As illustrated in FIG. 2, in order to assemble the boot 12 and boot associated or frame platform components 15 together, a bolt is inserted through each of a plurality of openings 35 disposed about the horizontal surface of a toe plate 30. These bolts are then inserted into matching threaded openings disposed along the toe portion 22 of the sole surface 20. Similarly, bolts are inserted through each of a plurality of openings 45 disposed about the horizontal surface of the heel plate 40, and are inserted into matching threaded openings disposed along the heel portion 24 of the sole surface 20. However, as would be readily understood by those skilled in the art, other alternative fastening means, such as rivets or high strength adhesives, can be used to secure the wheel frame 14 to the sole surface of the boot. Once the boot 12 and its associated frame components 15 are assembled, they generally remain attached and in place.
Although the illustrated frame is preferred, those skilled in this art will appreciate that other frame configurations, such as those disclosed in co-pending and co-assigned U.S. Patent Applications filed concurrently herewith entitled TOE PLATE WITH DUAL FLANGIES FOR IN-LINE SKATE FRAME (Attorney Docket Number 5565-3) and IN-LINE SKATE WITH QUICK RELEASE SIDEWALLS AND RELATED ASSEMBLY METHODS (Attorney Docket Number 5565-8), and U.S. Pat. Nos. 5,271,633 to Hill, Jr. and 5,092,614 to Malewicz, are also suitable for use with the present invention. The disclosure of each of these patents and patent applications are hereby incorporated herein by reference in their entireties.
As illustrated by the exploded view in FIG. 2, a three-piece axle 59 comprises a first bolt 60, a cylindrical shaft 65, and a second bolt 70. The axle 59 holds the rotatable wheel 16 and associated bearing component 90 and spacers 80, 85. The first bolt 60 includes opposing,, head and end portions 61, 62 and a shoulder portion 63 therebetween. Similarly, the second bolt 70 includes opposing head and end portions 71, 72 and a shoulder portion 73 therebetween. Preferably, the first and second bolts 60, 70 have identical configurations to provide for interchangeable assembly of the components and a corresponding reduction in inventory carrying costs (as well as potential labor sorting costs).

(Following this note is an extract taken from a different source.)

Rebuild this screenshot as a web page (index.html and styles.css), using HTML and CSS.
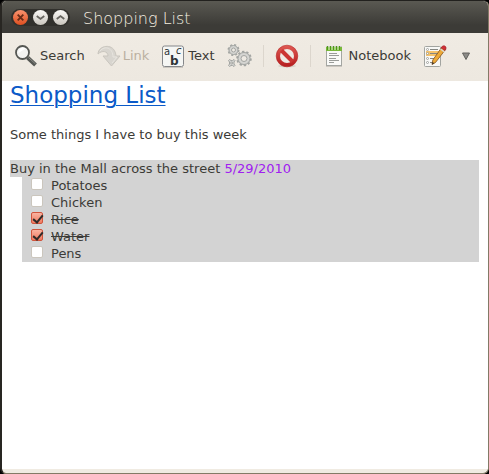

The shoulders 63, 73 of each of the bolts 60, 70 are preferably about the same length as the threaded end portions 62, 72 of the bolt. This shoulder and thread length can vary, but it is preferred that they be selected to position high stress points at positions of high strength along the assembled axle and thereby increase load capacity. For example, the shoulders 63, 73 are preferably and illustratively positioned within receptacles in the sidewalls 50a, 50b, and so should at least be sufficient in length to span the thickness of the sidewalls, as they are high load areas of the axle 59. Additionally, a long shoulder portion allows for a recess 64, 74 to be formed in the head 61, 71 of the bolt and extend a predetermined distance into the shoulder portion. This recess, in turn, can be formed to capture a hex head tool, thereby providing increased surface area to engage with the tool. For example, the wide shoulder can support a recess accessible by a deepest 5/32 hex head driver. Thus, the recess can reduce the potential for stripped Threads during assembly and disassembly of the axles.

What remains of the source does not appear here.